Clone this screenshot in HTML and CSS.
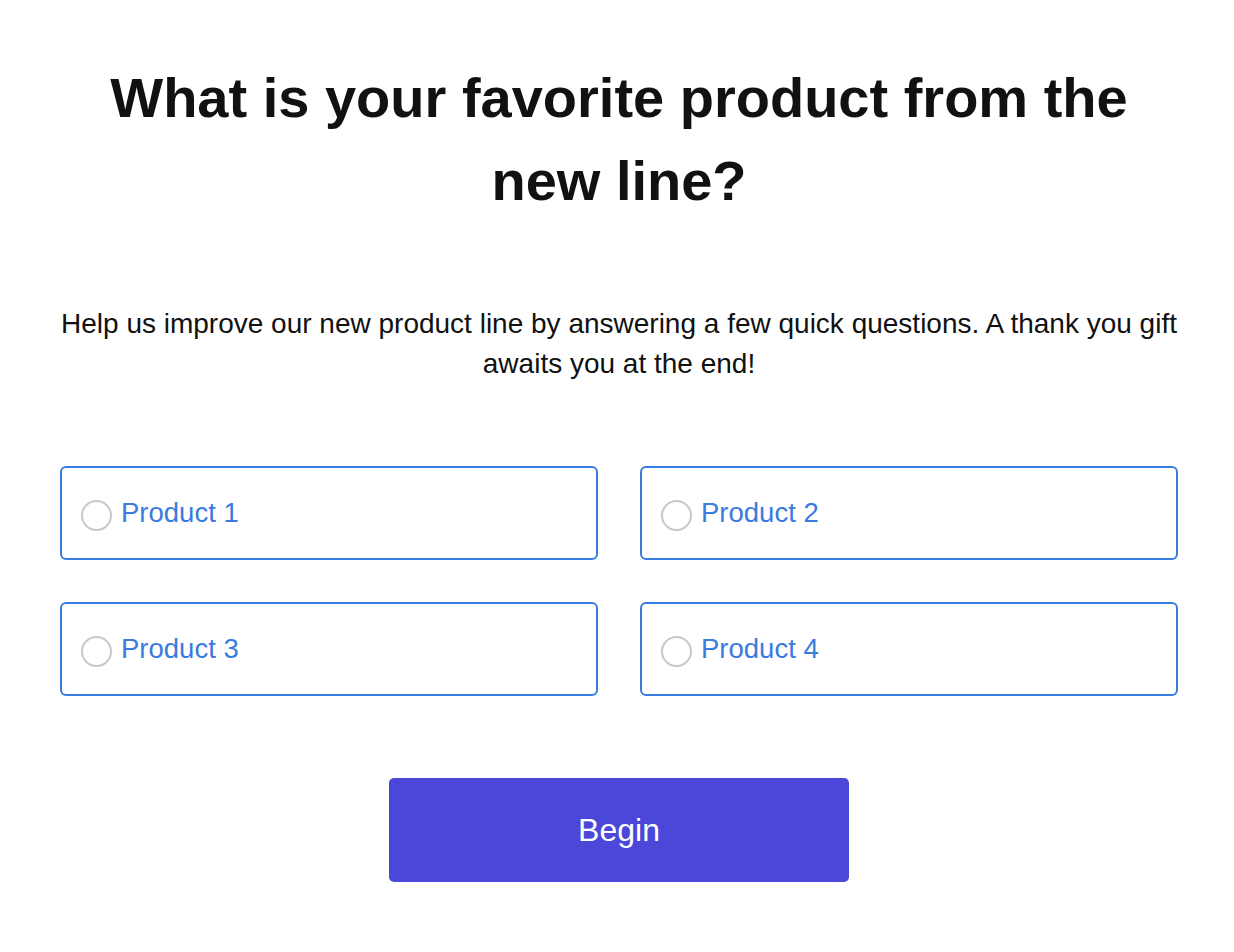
FILE: index.html
```html
<!DOCTYPE html>
<html lang="en">
<head>
    <meta charset="UTF-8">
    <meta name="viewport" content="width=device-width, initial-scale=1.0">
    <title>Product Survey</title>
    <link rel="stylesheet" href="styles.css">
</head>
<body>
    <div class="survey">
        <h1>What is your favorite product from the new line?</h1>

        <p class="intro">Help us improve our new product line by answering a few quick questions. A thank you gift awaits you at the end!</p>

        <div class="options">
            <label class="option">
                <input type="radio" name="product" value="1">
                <span>Product 1</span>
            </label>
            <label class="option">
                <input type="radio" name="product" value="2">
                <span>Product 2</span>
            </label>
            <label class="option">
                <input type="radio" name="product" value="3">
                <span>Product 3</span>
            </label>
            <label class="option">
                <input type="radio" name="product" value="4">
                <span>Product 4</span>
            </label>
        </div>

        <div class="actions">
            <button type="button">Begin</button>
        </div>
    </div>
</body>
</html>
```

FILE: styles.css
```css
body {
    font-family: "Liberation Sans", Arial, sans-serif;
    margin: 0;
    background-color: white;
    color: #111;
}

.survey {
    max-width: 1122px;
    margin: 0 auto;
    padding: 56px 0 40px 4px;
    box-sizing: border-box;
    text-align: center;
}

h1 {
    font-size: 56px;
    line-height: 83px;
    font-weight: bold;
    margin: 0 40px 82px;
}

.intro {
    font-size: 28px;
    line-height: 40px;
    margin: 0 0 82px;
}

.options {
    display: grid;
    grid-template-columns: 1fr 1fr;
    gap: 42px 42px;
    text-align: left;
}

.option {
    display: flex;
    align-items: center;
    height: 94px;
    padding: 0 19px;
    border: 2px solid #3a7be0;
    border-radius: 6px;
    box-sizing: border-box;
    color: #3a7be0;
    font-size: 27.5px;
    cursor: pointer;
}

.option input {
    appearance: none;
    width: 31px;
    height: 31px;
    margin: 4px 9px 0 0;
    border: 2px solid #c8c8c8;
    border-radius: 50%;
    box-sizing: border-box;
}

.actions {
    margin-top: 82px;
}

button {
    width: 460px;
    height: 104px;
    background-color: #4b47d8;
    color: white;
    border: none;
    border-radius: 5px;
    font-family: inherit;
    font-size: 32px;
    cursor: pointer;
}
```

..........

▶ _Do this_
Would you set down the listing exactly, omitting pictures?

▶ _Solution to this task_
Clone this screenshot in HTML and CSS.
FILE: index.html
```html
<!DOCTYPE html>
<html lang="en">
<head>
    <meta charset="UTF-8">
    <meta name="viewport" content="width=device-width, initial-scale=1.0">
    <title>Product Survey</title>
    <link rel="stylesheet" href="styles.css">
</head>
<body>
    <div class="survey">
        <h1>What is your favorite product from the new line?</h1>

        <p class="intro">Help us improve our new product line by answering a few quick questions. A thank you gift awaits you at the end!</p>

        <div class="options">
            <label class="option">
                <input type="radio" name="product" value="1">
                <span>Product 1</span>
            </label>
            <label class="option">
                <input type="radio" name="product" value="2">
                <span>Product 2</span>
            </label>
            <label class="option">
                <input type="radio" name="product" value="3">
                <span>Product 3</span>
            </label>
            <label class="option">
                <input type="radio" name="product" value="4">
                <span>Product 4</span>
            </label>
        </div>

        <div class="actions">
            <button type="button">Begin</button>
        </div>
    </div>
</body>
</html>
```

FILE: styles.css
```css
body {
    font-family: "Liberation Sans", Arial, sans-serif;
    margin: 0;
    background-color: white;
    color: #111;
}

.survey {
    max-width: 1122px;
    margin: 0 auto;
    padding: 56px 0 40px 4px;
    box-sizing: border-box;
    text-align: center;
}

h1 {
    font-size: 56px;
    line-height: 83px;
    font-weight: bold;
    margin: 0 40px 82px;
}

.intro {
    font-size: 28px;
    line-height: 40px;
    margin: 0 0 82px;
}

.options {
    display: grid;
    grid-template-columns: 1fr 1fr;
    gap: 42px 42px;
    text-align: left;
}

.option {
    display: flex;
    align-items: center;
    height: 94px;
    padding: 0 19px;
    border: 2px solid #3a7be0;
    border-radius: 6px;
    box-sizing: border-box;
    color: #3a7be0;
    font-size: 27.5px;
    cursor: pointer;
}

.option input {
    appearance: none;
    width: 31px;
    height: 31px;
    margin: 4px 9px 0 0;
    border: 2px solid #c8c8c8;
    border-radius: 50%;
    box-sizing: border-box;
}

.actions {
    margin-top: 82px;
}

button {
    width: 460px;
    height: 104px;
    background-color: #4b47d8;
    color: white;
    border: none;
    border-radius: 5px;
    font-family: inherit;
    font-size: 32px;
    cursor: pointer;
}
```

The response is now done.